Understanding Thin Film Coatings
Thin film coatings are layers of material, often just a few nanometers to micrometers thick, deposited onto a substrate. They can serve various functions such as insulation, corrosion resistance, or optical enhancement. The performance of these coatings depends heavily on their adhesion to the substrate and their structural integrity.
The Impact of Vibrations
Vibrations can induce mechanical stresses within thin film coatings.
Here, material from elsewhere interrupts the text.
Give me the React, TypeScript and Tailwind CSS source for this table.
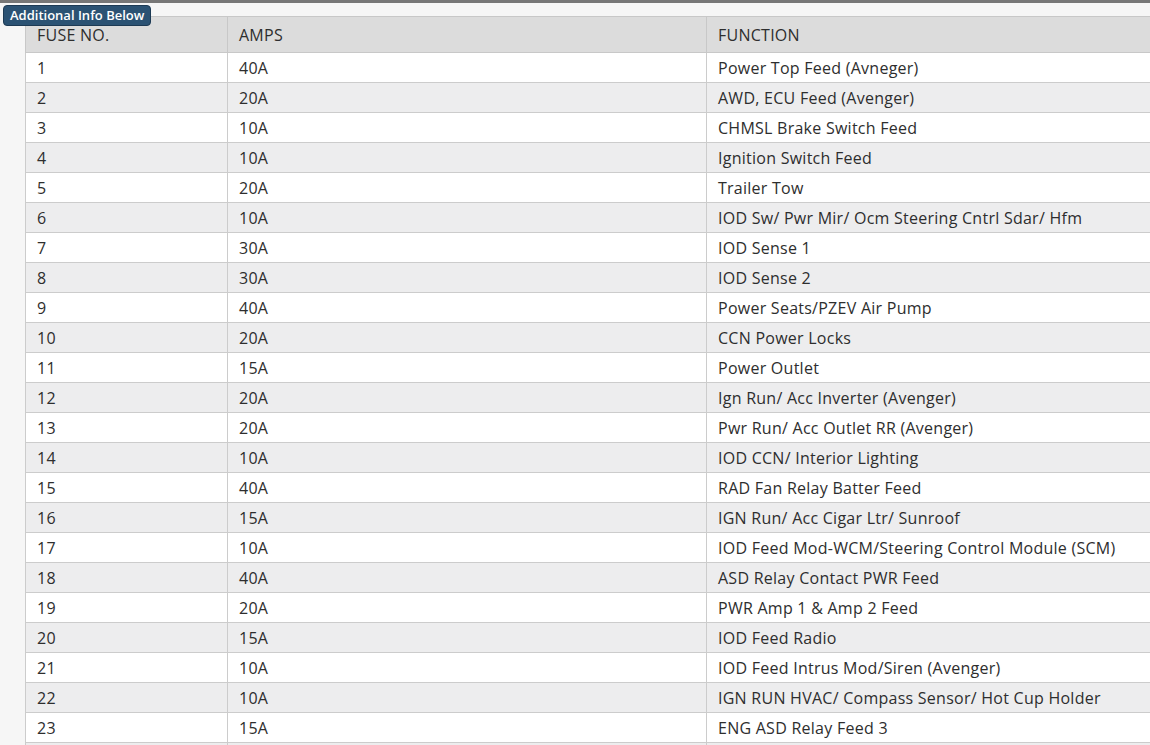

Over time, these stresses may cause:
- Cracking of the coating
- Delamination from the substrate
- Microfractures that compromise protective properties
- Degradation of electrical performance
Factors Influencing Vibration Effects
The extent of damage caused by vibrations depends on several factors:
- Frequency: High-frequency vibrations can cause resonant effects, amplifying stress.
- Amplitude: Greater vibration amplitude increases the likelihood of damage.
- Material properties: Harder, more elastic materials tend to withstand vibrations better.
- Coating thickness: Thinner coatings are more susceptible to cracking under stress.
Mitigation Strategies
To protect thin film coatings from vibration-related damage, engineers can adopt several strategies:
- Designing coatings with better adhesion properties
- Using damping materials to absorb vibrations
- Optimizing coating thickness and material composition
- Implementing mechanical isolators in the device assembly
Understanding the interaction between vibrations and thin film coatings is essential for developing durable electronic components. Proper design and protective measures can significantly extend the lifespan and reliability of electronic devices in vibration-prone environments.